Plus tard, et sans prévenir son épouse Lynn Garland, Frank Loesser vendra la chanson pour qu'elle figure dans le film La fille de Neptune d'Edward Buzzell. Grâce à cette chanson, il gagnera l'Oscar de la meilleure chanson originale en 1950.
Lors de la sortie du film en 1949, la chanson était alors interprétée par Esther Williams et Ricardo Montalban. Mais la partition ne précisait pas que la chanson devait être chantée par un homme ou une femme, mais "un loup" et "une souris". D'ailleurs, la chanson a déjà vu des interprétations où une femme retient un homme qui veut partir.
Alors que la polémique fait rage aux Etats-Unis, notamment en cette période post #MeToo, d'autres voix se font entendre pour affirmer qu'au contraire la chanson serait un hymne féministe. Marney White est professeuse à l'université de Yale. Elle est spécialisée dans la santé des femmes. Elle a une toute autre vision de cette chanson qu'elle livre dans un article pour USA Today :
"Bien que certaines personnes considèrent que la chanson décrit une lutte pour le consentement sexuel, c'est une mauvaise interprétation de ce qui se passe réellement. Ce à quoi nous assistons à travers Baby, It's Cold Outside n'est pas une scène inconfortable d'un homme qui pousse agressivement une femme à rester chez elle malgré ses objections."
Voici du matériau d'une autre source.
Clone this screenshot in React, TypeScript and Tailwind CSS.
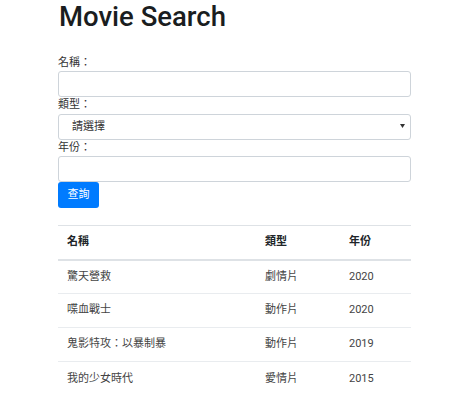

La chanson comporte ces paroles : "Les voisins pourraient penser que ... [...] Ma soeur sera méfiante [...] Mon frère sera là à la porte [...] L'esprit de ma vieille tante célibataire est vicieux."
Donc pour cette spécialiste, "ce que nous entendons, c'est la lutte interne d'une femme, car elle détermine qu'elle est assez forte pour affronter le ridicule public qui suivra quand elle choisira de défier les normes sociales."
Marney White rappelle aussi que dans les années 1940, la drogue du violeur n'existait pas et que cette femme peut "simplement indiquer qu'elle boit de l'alcool et qu'elle en profite - ce qui était également interdit aux femmes qui voulaient protéger leur réputation."
Cette chanson ne reflèterait donc pas la culture du viol, mais serait en réalité un hymne à la volonté d'émancipation d'une femme. D'ailleurs, elle finit par rester et demande une dernière cigarette à son potentiel amant, signe de libération et d'indépendance à l'époque.
L'autrice Helen Rosner parle elle, d'une femme ouverte sexuellement mais qui serait terrifiée par le slut shaming.
Face aux plaintes des auditeurs et des auditrices ayant l'habitude d'entendre cette chanson en cette période de fêtes, de nombreuses radios ont décidé de la reprogrammer sous la pression, comme CBC Music au Canada ou KOSI une radio américaine.
Radio Canada qui a remis Baby It's Cold Outside sur ses antennes, préférant laisser le public choisir. Le site de la radio en profite pour pointer du doigt d'autres chansons, francophones cette fois-ci, qui sont les témoins d'une époque.
Comme Petite de Léo Férré datant de 1967 et qui parle du désir du chanteur, la cinquantaine à l'époque, pour une "petite" qu'il décrit comme mineure. La chanson se termine par : "Tu reviendras me voir bientôt, le jour où ça ne m'ira plus, quand sous ta robe il n'y aura plus, le Code pénal."
Radio Canada parle également de la chanson Les Sucettes, chantée par une France Gall de 18 ans, et qui décrit une fellation sans qu'elle ait compris à l'époque les paroles.